━━━ DATA EXCERPT
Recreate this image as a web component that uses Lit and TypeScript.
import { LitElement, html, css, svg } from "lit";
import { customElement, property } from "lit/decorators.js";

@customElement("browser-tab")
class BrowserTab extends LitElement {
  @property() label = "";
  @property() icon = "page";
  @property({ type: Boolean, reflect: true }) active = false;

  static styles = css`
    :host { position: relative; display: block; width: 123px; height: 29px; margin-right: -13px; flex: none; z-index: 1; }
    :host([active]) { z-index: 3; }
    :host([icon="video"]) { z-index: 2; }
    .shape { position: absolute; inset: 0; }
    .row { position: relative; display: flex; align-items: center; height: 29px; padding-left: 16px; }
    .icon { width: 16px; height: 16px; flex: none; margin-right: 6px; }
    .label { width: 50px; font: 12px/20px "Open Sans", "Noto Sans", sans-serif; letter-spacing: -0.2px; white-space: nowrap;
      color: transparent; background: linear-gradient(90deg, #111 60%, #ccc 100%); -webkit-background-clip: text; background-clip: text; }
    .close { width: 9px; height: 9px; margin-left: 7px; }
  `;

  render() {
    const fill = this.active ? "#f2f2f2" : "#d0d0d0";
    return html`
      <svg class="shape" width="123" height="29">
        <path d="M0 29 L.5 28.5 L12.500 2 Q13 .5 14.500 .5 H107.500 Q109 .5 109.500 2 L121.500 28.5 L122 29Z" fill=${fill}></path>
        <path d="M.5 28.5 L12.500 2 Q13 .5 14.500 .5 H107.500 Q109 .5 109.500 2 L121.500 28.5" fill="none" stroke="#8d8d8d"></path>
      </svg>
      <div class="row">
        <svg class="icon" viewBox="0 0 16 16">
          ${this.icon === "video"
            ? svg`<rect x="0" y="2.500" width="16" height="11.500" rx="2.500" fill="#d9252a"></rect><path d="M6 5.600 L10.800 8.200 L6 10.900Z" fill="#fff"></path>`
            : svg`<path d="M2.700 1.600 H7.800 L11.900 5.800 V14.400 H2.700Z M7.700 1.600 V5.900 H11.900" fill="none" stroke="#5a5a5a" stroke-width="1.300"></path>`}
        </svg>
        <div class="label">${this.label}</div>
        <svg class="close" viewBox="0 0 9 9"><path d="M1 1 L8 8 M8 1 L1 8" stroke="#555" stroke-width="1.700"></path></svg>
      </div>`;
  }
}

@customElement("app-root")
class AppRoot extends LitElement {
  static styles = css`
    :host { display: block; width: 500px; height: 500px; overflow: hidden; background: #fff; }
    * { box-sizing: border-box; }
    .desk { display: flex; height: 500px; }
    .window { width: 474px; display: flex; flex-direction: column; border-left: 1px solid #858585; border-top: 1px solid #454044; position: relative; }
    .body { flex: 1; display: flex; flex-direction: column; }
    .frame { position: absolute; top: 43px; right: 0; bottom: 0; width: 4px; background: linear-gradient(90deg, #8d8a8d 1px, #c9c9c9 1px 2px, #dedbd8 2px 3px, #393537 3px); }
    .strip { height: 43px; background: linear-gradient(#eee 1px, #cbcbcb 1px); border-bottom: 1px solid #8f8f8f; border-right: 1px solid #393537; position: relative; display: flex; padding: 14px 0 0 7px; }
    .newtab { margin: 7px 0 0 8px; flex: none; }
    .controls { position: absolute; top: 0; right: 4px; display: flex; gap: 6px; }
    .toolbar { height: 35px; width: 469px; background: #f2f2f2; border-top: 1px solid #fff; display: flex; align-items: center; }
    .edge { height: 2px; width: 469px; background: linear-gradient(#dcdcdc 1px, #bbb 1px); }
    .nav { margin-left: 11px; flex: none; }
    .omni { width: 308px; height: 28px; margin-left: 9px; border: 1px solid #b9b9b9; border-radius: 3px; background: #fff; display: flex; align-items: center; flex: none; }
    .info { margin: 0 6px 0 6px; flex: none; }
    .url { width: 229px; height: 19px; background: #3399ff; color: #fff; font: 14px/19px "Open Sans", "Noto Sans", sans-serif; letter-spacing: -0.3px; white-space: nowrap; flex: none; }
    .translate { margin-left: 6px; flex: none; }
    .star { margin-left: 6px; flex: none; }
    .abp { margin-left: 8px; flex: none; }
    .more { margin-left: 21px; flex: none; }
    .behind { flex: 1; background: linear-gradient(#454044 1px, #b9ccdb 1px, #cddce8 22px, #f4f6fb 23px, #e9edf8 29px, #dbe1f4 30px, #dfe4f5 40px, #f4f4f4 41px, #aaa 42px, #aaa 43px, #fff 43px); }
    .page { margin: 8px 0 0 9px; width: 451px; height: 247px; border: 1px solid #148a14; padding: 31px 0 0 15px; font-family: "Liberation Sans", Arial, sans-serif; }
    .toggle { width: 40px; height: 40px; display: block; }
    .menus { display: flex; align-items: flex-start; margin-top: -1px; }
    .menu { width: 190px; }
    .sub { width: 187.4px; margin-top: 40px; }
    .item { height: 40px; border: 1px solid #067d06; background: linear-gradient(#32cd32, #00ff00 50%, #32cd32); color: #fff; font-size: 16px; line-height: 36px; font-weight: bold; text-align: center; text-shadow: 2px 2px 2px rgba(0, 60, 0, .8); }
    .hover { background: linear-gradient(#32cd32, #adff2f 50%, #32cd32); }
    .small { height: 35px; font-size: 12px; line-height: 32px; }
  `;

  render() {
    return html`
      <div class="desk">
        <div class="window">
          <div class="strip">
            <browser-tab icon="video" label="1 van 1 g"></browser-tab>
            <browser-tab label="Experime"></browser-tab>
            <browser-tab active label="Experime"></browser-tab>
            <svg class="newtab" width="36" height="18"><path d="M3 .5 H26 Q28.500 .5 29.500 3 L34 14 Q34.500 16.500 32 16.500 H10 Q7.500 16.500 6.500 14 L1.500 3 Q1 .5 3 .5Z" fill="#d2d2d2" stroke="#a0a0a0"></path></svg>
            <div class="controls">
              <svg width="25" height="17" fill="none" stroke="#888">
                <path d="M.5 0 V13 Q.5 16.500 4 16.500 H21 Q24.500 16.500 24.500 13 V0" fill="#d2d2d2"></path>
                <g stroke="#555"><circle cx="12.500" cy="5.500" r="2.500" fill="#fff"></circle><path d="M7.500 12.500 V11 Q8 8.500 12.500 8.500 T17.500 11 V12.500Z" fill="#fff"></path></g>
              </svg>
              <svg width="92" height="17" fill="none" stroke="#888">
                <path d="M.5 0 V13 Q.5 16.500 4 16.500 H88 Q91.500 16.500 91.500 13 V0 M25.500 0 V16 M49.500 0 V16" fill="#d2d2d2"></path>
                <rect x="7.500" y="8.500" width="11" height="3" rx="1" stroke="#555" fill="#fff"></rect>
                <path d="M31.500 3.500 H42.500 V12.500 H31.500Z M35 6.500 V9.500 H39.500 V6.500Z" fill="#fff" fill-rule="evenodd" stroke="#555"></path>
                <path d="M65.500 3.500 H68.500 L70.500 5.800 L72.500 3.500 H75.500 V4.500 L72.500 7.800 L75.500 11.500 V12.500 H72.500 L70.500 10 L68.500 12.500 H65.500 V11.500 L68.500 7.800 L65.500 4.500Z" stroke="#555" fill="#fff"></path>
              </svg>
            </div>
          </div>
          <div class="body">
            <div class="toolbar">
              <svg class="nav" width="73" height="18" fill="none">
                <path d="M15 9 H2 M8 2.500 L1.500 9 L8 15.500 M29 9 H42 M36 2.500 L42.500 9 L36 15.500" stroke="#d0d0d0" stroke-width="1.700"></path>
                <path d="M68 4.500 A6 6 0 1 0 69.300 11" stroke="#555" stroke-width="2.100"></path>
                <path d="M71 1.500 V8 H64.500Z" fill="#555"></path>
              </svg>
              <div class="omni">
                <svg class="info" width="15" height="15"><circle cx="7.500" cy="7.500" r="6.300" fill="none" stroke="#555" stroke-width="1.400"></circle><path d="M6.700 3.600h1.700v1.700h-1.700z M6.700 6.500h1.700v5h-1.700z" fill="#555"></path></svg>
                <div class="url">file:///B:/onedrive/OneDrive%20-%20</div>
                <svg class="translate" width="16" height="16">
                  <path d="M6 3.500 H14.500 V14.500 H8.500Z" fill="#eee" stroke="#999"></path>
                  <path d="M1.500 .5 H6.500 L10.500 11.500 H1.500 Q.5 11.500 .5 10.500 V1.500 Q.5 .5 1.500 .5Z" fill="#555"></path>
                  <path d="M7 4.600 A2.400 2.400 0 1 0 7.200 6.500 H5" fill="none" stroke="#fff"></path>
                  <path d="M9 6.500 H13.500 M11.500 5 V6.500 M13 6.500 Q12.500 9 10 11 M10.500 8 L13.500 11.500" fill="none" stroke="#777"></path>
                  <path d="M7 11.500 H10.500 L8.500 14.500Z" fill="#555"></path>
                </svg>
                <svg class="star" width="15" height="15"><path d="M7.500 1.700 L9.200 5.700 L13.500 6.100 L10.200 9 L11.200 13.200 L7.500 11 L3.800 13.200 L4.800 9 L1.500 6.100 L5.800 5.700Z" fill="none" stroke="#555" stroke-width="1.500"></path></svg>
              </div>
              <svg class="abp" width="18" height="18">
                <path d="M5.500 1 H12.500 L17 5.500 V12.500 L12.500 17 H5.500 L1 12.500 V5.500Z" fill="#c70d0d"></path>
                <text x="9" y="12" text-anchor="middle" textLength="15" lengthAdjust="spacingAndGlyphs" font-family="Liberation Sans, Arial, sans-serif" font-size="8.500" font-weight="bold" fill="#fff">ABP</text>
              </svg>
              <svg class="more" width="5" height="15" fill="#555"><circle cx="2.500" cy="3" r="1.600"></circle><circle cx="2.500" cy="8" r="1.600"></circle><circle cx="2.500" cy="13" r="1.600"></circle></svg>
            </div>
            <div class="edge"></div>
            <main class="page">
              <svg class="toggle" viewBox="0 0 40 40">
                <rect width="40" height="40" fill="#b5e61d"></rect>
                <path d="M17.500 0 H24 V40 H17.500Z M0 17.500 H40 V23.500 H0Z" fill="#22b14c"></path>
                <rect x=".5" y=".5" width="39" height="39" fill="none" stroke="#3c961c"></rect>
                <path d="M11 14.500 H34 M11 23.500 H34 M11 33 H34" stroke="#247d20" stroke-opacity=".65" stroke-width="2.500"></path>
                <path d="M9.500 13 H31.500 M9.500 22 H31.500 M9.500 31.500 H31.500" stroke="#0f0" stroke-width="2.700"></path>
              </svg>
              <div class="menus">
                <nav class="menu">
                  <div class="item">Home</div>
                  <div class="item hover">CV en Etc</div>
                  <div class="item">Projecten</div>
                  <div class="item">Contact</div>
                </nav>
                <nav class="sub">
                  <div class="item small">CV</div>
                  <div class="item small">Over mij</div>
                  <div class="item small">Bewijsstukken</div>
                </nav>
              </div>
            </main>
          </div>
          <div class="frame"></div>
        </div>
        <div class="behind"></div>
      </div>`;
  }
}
━━━━━━
▸ **SET TASK**
Lines from the start of the material above through the line containing "active = false;" are to be duplicated exactly, and only those.

▸ **ANSWER TO THIS EXERCISE**
Recreate this image as a web component that uses Lit and TypeScript.
import { LitElement, html, css, svg } from "lit";
import { customElement, property } from "lit/decorators.js";

@customElement("browser-tab")
class BrowserTab extends LitElement {
  @property() label = "";
  @property() icon = "page";
  @property({ type: Boolean, reflect: true }) active = false;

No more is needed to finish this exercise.